The main objective was to develop a detailed set of requirements, in particular the technical requirements, needed to be fulfilled by notified bodies in order to rise and harmonize the general level of performance of EU notified bodies under Directive 2008/57/EC and to increase trust in the work performed by notified bodies.
– To provide confidence to Member State’s notifying authorities that Conformity Assessment Bodies (CABs) have the correct procedures and competence to perform NoBo activities as described in the EU railway legal framework.
– To increase the mutual trust amongst the relevant stakeholders in the EC certification process.
– To provide sectorial requirements to apply when accrediting CABs for the purpose of notification under the IOD.
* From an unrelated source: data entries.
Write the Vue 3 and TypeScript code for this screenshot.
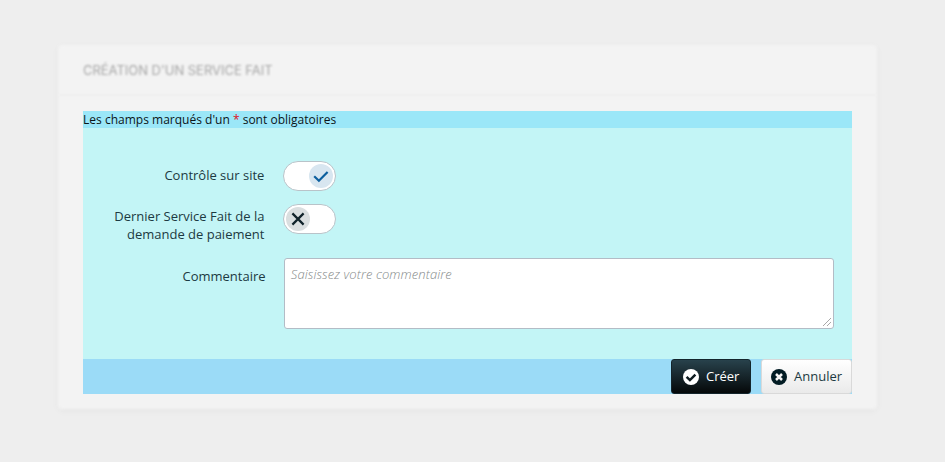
<script setup lang="ts">
import { ref } from 'vue'

const onSiteCheck = ref(true)
const lastService = ref(false)
const comment = ref('')

function reset(): void {
  onSiteCheck.value = false
  lastService.value = false
  comment.value = ''
}
</script>

<template>
  <main class="page">
    <section class="card">
      <header class="card-header">
        <h1>CRÉATION D'UN SERVICE FAIT</h1>
      </header>
      <form class="form" @submit.prevent>
        <p class="notice">Les champs marqués d'un <span class="star">*</span> sont obligatoires</p>
        <div class="fields">
          <div class="row row-site">
            <span class="label label-site">Contrôle sur site</span>
            <button type="button" class="switch" :class="{ on: onSiteCheck }" role="switch" :aria-checked="onSiteCheck" @click="onSiteCheck = !onSiteCheck">
              <span class="knob">
                <svg v-if="onSiteCheck" viewBox="0 0 24 24"><path d="M5.2 12.2 9.9 16.8 18.6 8" /></svg>
                <svg v-else viewBox="0 0 24 24"><path d="M6.4 6.4 17.6 17.6M17.6 6.4 6.4 17.6" /></svg>
              </span>
            </button>
          </div>
          <div class="row row-last">
            <span class="label label-last">Dernier Service Fait de la<br />demande de paiement</span>
            <button type="button" class="switch" :class="{ on: lastService }" role="switch" :aria-checked="lastService" @click="lastService = !lastService">
              <span class="knob">
                <svg v-if="lastService" viewBox="0 0 24 24"><path d="M5.2 12.2 9.9 16.8 18.6 8" /></svg>
                <svg v-else viewBox="0 0 24 24"><path d="M6.4 6.4 17.6 17.6M17.6 6.4 6.4 17.6" /></svg>
              </span>
            </button>
          </div>
          <div class="row row-comment">
            <label class="label label-comment" for="comment">Commentaire</label>
            <textarea id="comment" v-model="comment" placeholder="Saisissez votre commentaire"></textarea>
          </div>
        </div>
        <footer class="actions">
          <button type="submit" class="btn primary">
            <svg viewBox="0 0 16 16"><circle cx="8" cy="8" r="8" /><path d="M3.6 7.9 6.9 11.1 12.4 5.6" /></svg>
            <span>Créer</span>
          </button>
          <button type="button" class="btn secondary" @click="reset">
            <svg viewBox="0 0 16 16"><circle cx="8" cy="8" r="8" /><path d="M5 5 11 11M11 5 5 11" /></svg>
            <span>Annuler</span>
          </button>
        </footer>
      </form>
    </section>
  </main>
</template>

<style>
body {
  background: #eee;
}
</style>

<style scoped>
.page {
  box-sizing: border-box;
  height: 462px;
  padding: 45px 68px 0 58px;
  overflow: hidden;
  background: #eee;
  font-family: 'Open Sans', sans-serif;
  font-size: 13px;
  font-weight: 400;
  color: #1c3a42;
}
.card {
  position: relative;
  box-sizing: border-box;
  height: 364px;
}
.card::before {
  content: '';
  position: absolute;
  inset: 0;
  background: #f3f3f3;
  border-radius: 4px;
  box-shadow: 0 2px 7px rgba(0, 0, 0, 0.04);
  filter: blur(1.5px);
}
.card-header {
  position: relative;
  box-sizing: border-box;
  height: 51px;
  padding: 17px 25px 0;
  border-bottom: 2px solid #efefef;
  filter: blur(1px);
}
.card-header h1 {
  margin: 0;
  font: 400 13px/17px Inter, sans-serif;
  letter-spacing: -0.03px;
  color: #a6a6a6;
  white-space: nowrap;
}
.form {
  position: relative;
  width: 769px;
  margin: 15px 0 0 25px;
}
.notice {
  height: 17px;
  margin: 0;
  line-height: 17px;
  font-size: 12px;
  letter-spacing: 0.01px;
  color: #0c1518;
  background: #9be7f8;
  white-space: nowrap;
}
.star {
  color: #e01020;
}
.fields {
  box-sizing: border-box;
  height: 231px;
  padding: 33px 18px 0 0;
  background: #c3f5f6;
}
.row {
  display: flex;
  align-items: flex-start;
}
.row-site {
  height: 42.7px;
}
.row-last {
  height: 54.3px;
}
.label {
  box-sizing: border-box;
  width: 181.4px;
  margin-right: 18.2px;
  flex: none;
  text-align: right;
  line-height: 18px;
  white-space: nowrap;
}
.label-site {
  padding-top: 5px;
}
.label-last {
  padding-top: 3px;
}
.label-comment {
  width: 182.6px;
  padding-top: 9px;
}
.switch {
  display: flex;
  box-sizing: border-box;
  width: 53.5px;
  height: 30px;
  padding: 2px;
  border: 1px solid #b9c3c9;
  border-radius: 15px;
  background: #fff;
}
.switch.on {
  justify-content: flex-end;
}
.knob {
  width: 24px;
  height: 24px;
  border-radius: 50%;
  background: #dadfe0;
}
.knob svg {
  display: block;
  width: 24px;
  height: 24px;
  fill: none;
  stroke: #10232a;
  stroke-width: 2.2;
}
.switch.on .knob {
  background: #d8e6f0;
}
.switch.on svg {
  stroke: #0d5f9e;
}
textarea {
  box-sizing: border-box;
  width: 550px;
  height: 71px;
  margin: 0;
  padding: 6px;
  border: 1px solid #b3bcc6;
  border-radius: 3px;
  outline: none;
  resize: both;
  background: #fff;
  font: 400 13px/18px 'Open Sans', sans-serif;
  color: #102a32;
}
textarea::placeholder {
  font-weight: 350;
  font-style: italic;
  letter-spacing: 0.1px;
  color: #868b8b;
}
textarea::-webkit-resizer {
  background:
    linear-gradient(135deg, transparent 49%, #a8a8a8 49%, #a8a8a8 55%, transparent 55%, transparent 69%, #a8a8a8 69%, #a8a8a8 76%, transparent 76%)
    5px 5px / 8px 8px no-repeat;
}
.actions {
  display: flex;
  justify-content: flex-end;
  gap: 10px;
  height: 35px;
  background: #9bdbf7;
}
.btn {
  display: flex;
  align-items: center;
  box-sizing: border-box;
  height: 35px;
  gap: 7px;
  border-radius: 3px;
  font: 400 13px/18px 'Open Sans', sans-serif;
  white-space: nowrap;
}
.btn span {
  padding-bottom: 1px;
}
.btn svg {
  flex: none;
  width: 16px;
  height: 16px;
  stroke-width: 2.5;
}
.btn path {
  fill: none;
}
.primary {
  width: 80px;
  padding: 0 0 0 11px;
  border: 1px solid #14252c;
  background: linear-gradient(#28424c, #050809);
  color: #fff;
}
.primary circle {
  fill: #fff;
}
.primary path {
  stroke: #0f1c21;
}
.secondary {
  width: 91px;
  padding: 0 0 0 9px;
  border: 1px solid #d9d9d9;
  background: linear-gradient(#fff, #eaeaea);
  color: #1c3a42;
}
.secondary circle {
  fill: #021c24;
}
.secondary path {
  stroke: #f6f6f6;
}
</style>
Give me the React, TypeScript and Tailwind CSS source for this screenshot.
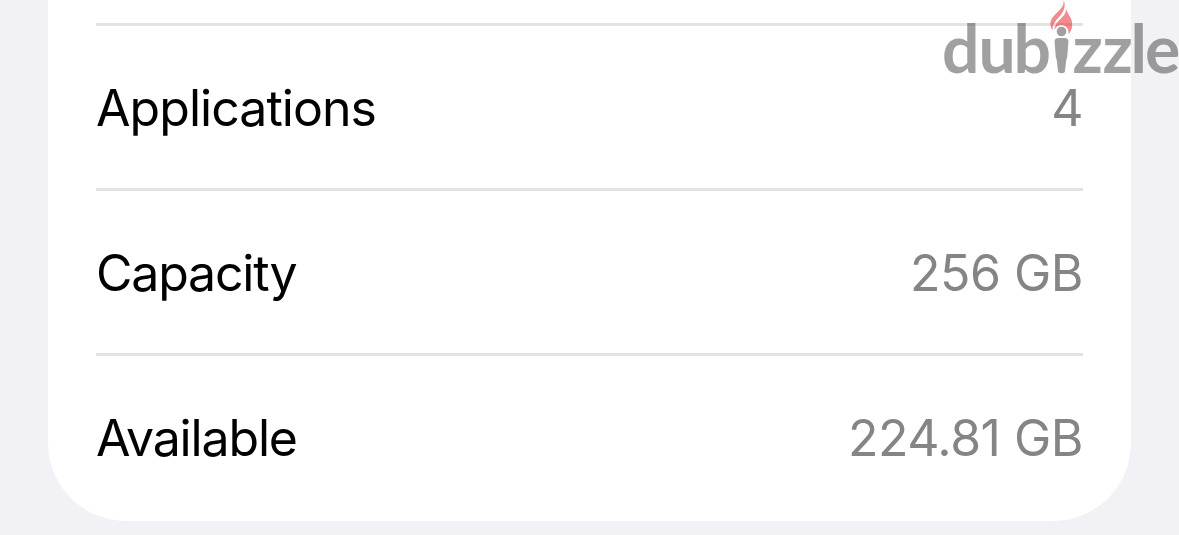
import React from 'react';

const rows = [
  { label: 'Applications', value: '4', tracking: 'tracking-[-0.95px]' },
  { label: 'Capacity', value: '256 GB', tracking: 'tracking-[-1.2px]' },
  { label: 'Available', value: '224.81 GB', tracking: 'tracking-[-1.15px]' },
];

function Watermark() {
  return (
    <svg className="h-full w-full" viewBox="940 0 239 90">
      <g fill="#414342" opacity="0.5" fontFamily="Lato, sans-serif" fontSize="66" fontWeight="700">
        <text x="942 978.500 1013.500" y="72.500">dub</text>
        <text x="1072.500 1102.500 1130.500 1145" y="72.500">zzle</text>
        {/* Torch figure */}
        <circle cx="1061.500" cy="31.500" r="4.800" />
        <path d="M1058.500 38h6q4.200 0 3.900 4l-1.200 15q-1 2-1.200 5l-1 9q-.3 2.200-3.500 2.200t-3.500-2.200l-1-9q-.2-3-1.200-5l-1.200-15q-.3-4 3.900-4z" />
      </g>
      {/* Flame */}
      <g fill="#e6171f" opacity="0.5">
        <path d="M1063.500 0C1065 8 1056 12 1051.500 19C1049.500 23 1050.500 27 1052.500 30.500C1052 20 1063 17 1064.500 7C1065 4 1064.500 2 1063.500 0Z" />
        <path d="M1066 8.500C1066.500 18 1054.500 20 1054.500 30C1056 26.500 1058.500 25 1061.500 25C1066 25 1069 28.500 1068.500 34C1072 31 1073 25 1071.500 20C1070.500 16.500 1067 13 1066 8.500Z" />
      </g>
    </svg>
  );
}

export default function App() {
  return (
    <div className="relative h-[535px] w-[1179px] overflow-hidden bg-[#f1f1f6] px-12 font-['Inter',sans-serif]">
      {/* Settings card */}
      <div className="h-[521px] w-[1083px] rounded-b-[78px] bg-white px-12 pt-[23px]">
        {rows.map((row) => (
          <div
            key={row.label}
            className="flex h-[165px] w-[987px] items-center justify-between border-t-3 border-[#e3e3e4] pt-[2px] text-[50px] leading-none"
          >
            <span className={`text-black ${row.tracking}`}>{row.label}</span>
            <span className="tracking-[-0.5px] text-[#858587]">{row.value}</span>
          </div>
        ))}
      </div>

      {/* Watermark */}
      <div className="absolute top-0 left-[940px] h-[90px] w-[239px]">
        <Watermark />
      </div>
    </div>
  );
}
The beneficiaries should be stakeholders, such as:
– national Safety Authorities, in granting authorization for placing in service of subsystems, network projects or vehicles
– manufacturers or applicants intending to prepare EC declarations based on EC certificates
– RUs and/or Infrastructure Managers intending to operate the certified products
– ECMs intending to maintain the certified products
– owners and keepers of the certified products
– CABs to be notified
What is the project outcome? ERA set out the principles of the accreditation scheme for NoBos under the IOD. Could you shortly explain what the content of the accreditation scheme is and why ISO/IEC 17065:2012 has been identified as the best suitable standard?
The following four principles have been applied in identifying the baseline standard.
1) The accreditation to one international standard shall be considered sufficient to ensure the competence of the CAB to perform NoBo activities.
2) The suitable standard shall cover all the activities which a NoBo may be demanded to perform
in relation to the assigned modules described in the relevant TSI(s).
3) In addition to the suitable baseline standard, the accreditation scheme shall define as little
additional requirements as possible.
4) The analysis regarding the International standards and Modules provided in the EA guide EA-2/17 INF: 2014 has been taken into account by ERA.
The standard ISO/IEC 17065:2012 meets these requirements; therefore:
– The baseline standard EN ISO/IEC 17065:2012 applies in all its clauses
– The sectorial accreditation scheme does not contradict or exclude any of the requirements of the EN ISO/IEC 17065:2012, and
– The sectorial accreditation scheme provides railway interoperability specific amplified criteria to the baseline standard, as required by the EN ISO/IEC 17065:2012 standard in its introduction (The requirements contained in this International Standard are written, above all, to be considered as general criteria for certification bodies operating product, process or service certification schemes; they may have to be amplified when specific industrial or other sectors make use of them, or when particular requirements such as health and safety have to be taken into account. Annex A contains principles relating to certification bodies and certification activities that they provide.).
The accreditation scheme developed is divided into two parts:
PART I, which provides general references and information as, Legal requirements for Notified Bodies, Scheme owner, NAB assessment team, Accreditation information…etc.
PART II, which provides sectorial requirements to apply when accrediting CABs for the purpose of notification under the IOD as.
– This part describes amplified criteria specific to railways to be applied in addition to the general criteria described in the EN ISO/IEC 17065:2012.
– The amplified criteria to the general requirements are detailing specific aspects of the railway domain.
– The amplified criteria set out in this document do not contradict nor exclude any of the requirements set out in the baseline standard.
What is the next step now?
The proposal for the accreditation scheme has been sent to European Commission in January by ERA. The EC should analyse and decide on its implementation.
As far as the EA-ERA project cooperation was concerned, what were the keys to success?
In my personal opinion, the keys to success were:
– From EA side: the human team with all EA representatives willing to cooperate in an open work frame and, of course, the technical competence and knowledge about railway sector and the standards.
– From ERA side: having a clear understanding of what an accreditation scheme is and which are the competences and skills of each partner and a smooth and transparent project management.
Finally let us give the conclusive word to Andreas Steinhorst who, as the EA Executive Secretary, is responsible for EA’s cooperation projects with the EC and its agencies.
Can EA build upon this new success story for future cooperation projects?
EA appreciated very much the quality of the work accomplished by the TFG, which has successfully elaborated the draft accreditation scheme for notified bodies under the IOD. Therefore many thanks in particular to the EA representatives for the excellent work. This successful outcome is a very good example of good cooperation between EA and the European Commission and its agencies. This IOD-related project was very well managed in accordance with the initial plans and timeframe. In that regard, I would like to thank Luca Trinca from ERA (Interoperability Unit, Project Manager) for the very good and trustful cooperation.
The project meets all EA’s and hopefully ERA’s expectations and could be used as a good example for future cooperation projects with the European Commission and its DGs/agencies.